На фондовых рынках действительно мухлевали. Кацуяма часто задумывался о том, как предприимчивые политики, юристы истцов и генеральные прокуроры вообще отреагируют на осознание этого. (В марте этого года Нью-Йоркский генеральный прокурор, Эрик Шнайдерман (Eric Schneiderman), объявил о новом расследовании на фондовых рынках и в темных пулах ликвидности, с целью выяснить их отношения с высокочастотными трейдерами. Незадолго после этого президент Goldman Sachs, Гэри Кон (Gary Cohn), опубликовал статью в The Wall Street Journal, утверждая в ней, что Goldman Sachs ничего не могли поделать с мошенничеством, происходившим на рынке). Мысль учинить преследование тех, кто привел IEX к успеху, была Кацуяме не особенно приятна. Он просто хотел решить проблему. Он до определенной степени все еще не понимал, почему банкам с Wall Street так необходимо было осложнить его задачу.

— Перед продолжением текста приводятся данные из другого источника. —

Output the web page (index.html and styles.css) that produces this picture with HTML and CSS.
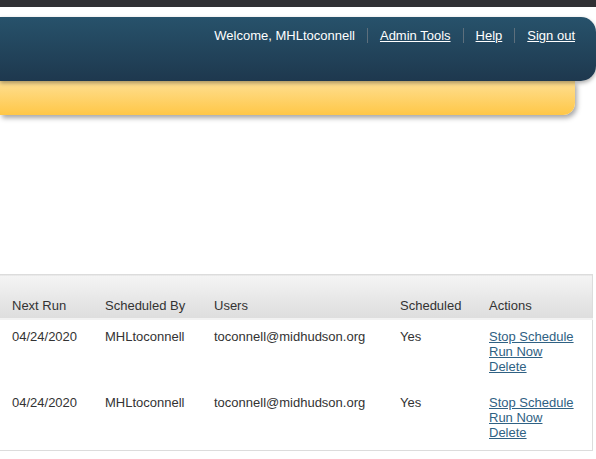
FILE: index.html
```html
<!doctype html>
<html lang="en">
<head>
	<meta charset="UTF-8">
	<title>Scheduled Reports</title>
	<link rel="stylesheet" href="styles.css">
</head>
<body>
	<div class="topstrip"></div>
	<div class="header">
		<ul class="nav">
			<li class="welcome">Welcome, MHLtoconnell</li>
			<li><a href="#">Admin Tools</a></li>
			<li><a href="#">Help</a></li>
			<li><a href="#">Sign out</a></li>
		</ul>
	</div>
	<div class="ribbon"></div>

	<table class="schedule">
		<thead>
			<tr>
				<th class="c-next">Next Run</th>
				<th class="c-by">Scheduled By</th>
				<th class="c-users">Users</th>
				<th class="c-sched">Scheduled</th>
				<th class="c-act">Actions</th>
			</tr>
		</thead>
		<tbody>
			<tr>
				<td>04/24/2020</td>
				<td>MHLtoconnell</td>
				<td>toconnell@midhudson.org</td>
				<td>Yes</td>
				<td class="actions">
					<a href="#">Stop Schedule</a>
					<a href="#">Run Now</a>
					<a href="#">Delete</a>
				</td>
			</tr>
			<tr>
				<td>04/24/2020</td>
				<td>MHLtoconnell</td>
				<td>toconnell@midhudson.org</td>
				<td>Yes</td>
				<td class="actions">
					<a href="#">Stop Schedule</a>
					<a href="#">Run Now</a>
					<a href="#">Delete</a>
				</td>
			</tr>
		</tbody>
	</table>
</body>
</html>
```

FILE: styles.css
```css
body{
	margin: 0;
	padding: 0;
	font-family: "Liberation Sans", Arial, sans-serif;
	font-size: 13px;
	color: #333;
	background: #fff;
}
ul{
	list-style: none;
	margin: 0;
	padding: 0;
}
.topstrip{
	height: 7px;
	background-color: #303034;
}
.header{
	position: relative;
	z-index: 2;
	margin-top: 10px;
	height: 64px;
	background: linear-gradient(#27526b, #1e384e);
	border-radius: 0 15px 15px 0;
	box-shadow: 0 2px 4px rgba(0, 0, 0, 0.35);
}
.nav{
	display: flex;
	justify-content: flex-end;
	padding: 11px 21px 0 0;
	line-height: 15px;
	color: #fff;
}
.nav li{
	padding: 0 12px;
	border-left: 1px solid #5d6f7c;
}
.nav li.welcome{
	border-left: 0;
}
.nav li:last-child{
	padding-right: 0;
}
.nav a{
	color: #fff;
}
.ribbon{
	position: relative;
	z-index: 1;
	width: 575px;
	height: 34px;
	background: linear-gradient(#fedf92, #ffc747);
	border-radius: 0 0 12px 0;
	box-shadow: 2px 3px 5px rgba(0, 0, 0, 0.35);
}
.schedule{
	margin-top: 159px;
	width: 593px;
	border-collapse: collapse;
	border-top: 1px solid #dcdcdc;
	border-right: 1px solid #dcdcdc;
	border-bottom: 1px solid #dcdcdc;
	line-height: 15px;
}
.schedule th{
	text-align: left;
	font-weight: normal;
	padding: 23px 12px 5px;
	background: linear-gradient(#f4f4f4, #e6e6e6 60%, #dddddd);
	border-bottom: 1px solid #c9c9c9;
}
.schedule td{
	vertical-align: top;
	padding: 11px 12px 10px;
	height: 45px;
}
.schedule tbody tr:first-child td{
	border-top: 2px solid #f2f2f2;
	padding-top: 9px;
	padding-bottom: 10px;
}
.c-next{ width: 69px; }
.c-by{ width: 85px; }
.c-users{ width: 162px; }
.c-sched{ width: 65px; }
.actions a{
	display: block;
	color: #2f6183;
}
```
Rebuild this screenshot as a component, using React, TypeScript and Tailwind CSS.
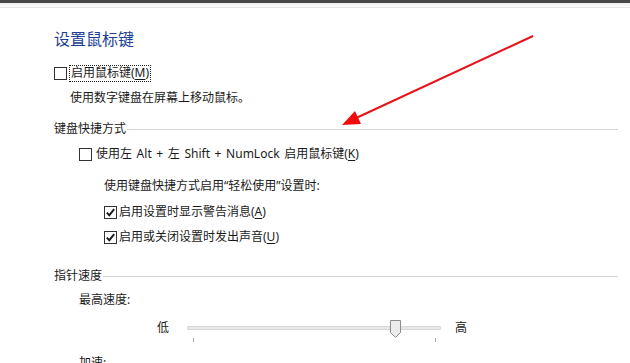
import React from 'react';

const font = { fontFamily: '"Noto Sans", "Noto Sans CJK SC", sans-serif' };

function Box({ checked = false }: { checked?: boolean }) {
    return (
        <span className="w-[13px] h-[13px] border border-[#333333] bg-white flex items-center justify-center shrink-0">
            {checked && (
                <svg width="11" height="11" viewBox="0 0 11 11">
                    <path d="M1.8 5.6 L4.3 8.2 L9.2 2.2" fill="none" stroke="#1a1a1a" strokeWidth="1.9" />
                </svg>
            )}
        </span>
    );
}

function Key({ k }: { k: string }) {
    return <span className="underline underline-offset-2">{k}</span>;
}

function Heading({ text }: { text: string }) {
    return (
        <div className="h-[20px] flex items-center pr-[12px]">
            <span className="text-[12px] text-[#1a1a1a] leading-[20px]">{text}</span>
            <div className="flex-1 h-px bg-[#d4d4d4] ml-[1px]" />
        </div>
    );
}

export default function App() {
    return (
        <div className="w-[630px] h-[363px] overflow-hidden bg-white relative text-[#1a1a1a]" style={font}>
            <div className="h-[3px] bg-[#474747]" />
            <div className="h-[5px] bg-gradient-to-b from-[#efefef] to-[#fbfbfb] border-b border-[#e6e6e6]" />

            <div className="pl-[54px]">
                <div className="mt-[19px] h-[24px] flex items-center text-[16px] text-[#1e3f94] leading-[24px]">
                    设置鼠标键
                </div>

                <div className="mt-[12px] h-[20px] flex items-center">
                    <Box />
                    <span className="ml-[2px] px-[1px] h-[17px] flex items-center border border-dotted border-[#222] text-[12px] leading-[16px]">
                        启用鼠标键(<Key k="M" />)
                    </span>
                </div>

                <div className="mt-[5px] h-[20px] flex items-center pl-[16px] text-[12px]">
                    使用数字键盘在屏幕上移动鼠标。
                </div>

                <div className="mt-[11px]">
                    <Heading text="键盘快捷方式" />
                </div>

                <div className="mt-[5px] h-[20px] flex items-center pl-[25px] gap-[4px] text-[12px]">
                    <Box />
                    <span className="[word-spacing:1.5px]">使用左 Alt + 左 Shift + NumLock 启用鼠标键(<Key k="K" />)</span>
                </div>

                <div className="mt-[12px] h-[20px] flex items-center pl-[50px] text-[12px]">
                    使用键盘快捷方式启用“轻松使用”设置时:
                </div>

                <div className="mt-[6px] h-[20px] flex items-center pl-[50px] gap-[2px] text-[12px]">
                    <Box checked />
                    <span>启用设置时显示警告消息(<Key k="A" />)</span>
                </div>

                <div className="mt-[5px] h-[20px] flex items-center pl-[50px] gap-[2px] text-[12px]">
                    <Box checked />
                    <span>启用或关闭设置时发出声音(<Key k="U" />)</span>
                </div>

                <div className="mt-[19px]">
                    <Heading text="指针速度" />
                </div>

                <div className="mt-[4px] h-[20px] flex items-center pl-[25px] text-[12px]">
                    最高速度:
                </div>

                <div className="mt-[6px] h-[24px] flex items-center pl-[103px] text-[12px]">
                    <span className="w-[13px]">低</span>
                    <div className="relative ml-[17px] w-[254px] h-[24px] flex items-center">
                        <div className="w-full h-[4px] bg-[#e6e6e6] border border-[#d9d9d9] rounded-[1px]" />
                        <svg className="absolute left-[203px] top-[4px]" width="11" height="18" viewBox="0 0 11 18">
                            <path d="M0.5 0.5 H10.5 V12.5 L5.5 17.5 L0.5 12.5 Z" fill="#ececec" stroke="#8c8c8c" />
                        </svg>
                        <div className="absolute left-[6px] top-[22px] w-px h-[4px] bg-[#a8a8a8]" />
                        <div className="absolute left-[248px] top-[22px] w-px h-[4px] bg-[#a8a8a8]" />
                    </div>
                    <span className="ml-[14px]">高</span>
                </div>

                <div className="mt-[13px] h-[20px] flex items-center pl-[25px] text-[12px]">
                    加速:
                </div>
            </div>

            <svg className="absolute left-0 top-0 pointer-events-none" width="630" height="363">
                <line x1="533" y1="36" x2="354" y2="119" stroke="#e8131a" strokeWidth="2" />
                <polygon points="342,125 361,124 355,111" fill="#f00c0c" />
            </svg>
        </div>
    );
}
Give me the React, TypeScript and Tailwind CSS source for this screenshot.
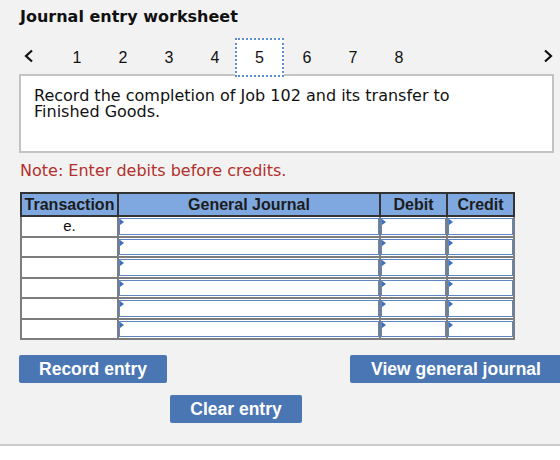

Столкновение технологий и Wall Street принесло своеобразные плоды. Технологии использовали для повышения эффективности. Но кроме того, их использовали и для внедрения своего рода рыночной неэффективности. Извлекая выгоду из лазеек в законодательных требованиях, выдвинутых из лучших побуждений в середине 2000-х, Wall Street занималась в немалой степени тем, что с помощью технологий использовала информацию, которой люди за пределами фондовых рынков не владели. Та же система, которая когда-то подарила нам субстандартые ипотечные кредиты обеспеченные долговыми обязательствами, работу которых ни один инвестор не понимал до конца, сейчас придумала для нас торги на фондовых рынках, ведущиеся за доли пенни, проводящиеся на небезопасных скоростях и использующие типы ордеров, смысл которых ни один инвестор не понимает до конца. Вот почему желание Брэда Кацуямы объяснить вещи так, чтобы остальные их тоже поняли, выглядело таким бунтарским. Он поразил новоиспеченный механизм финансовой системы в самое сердце, туда, где деньги делались на его непонятности непосвященным.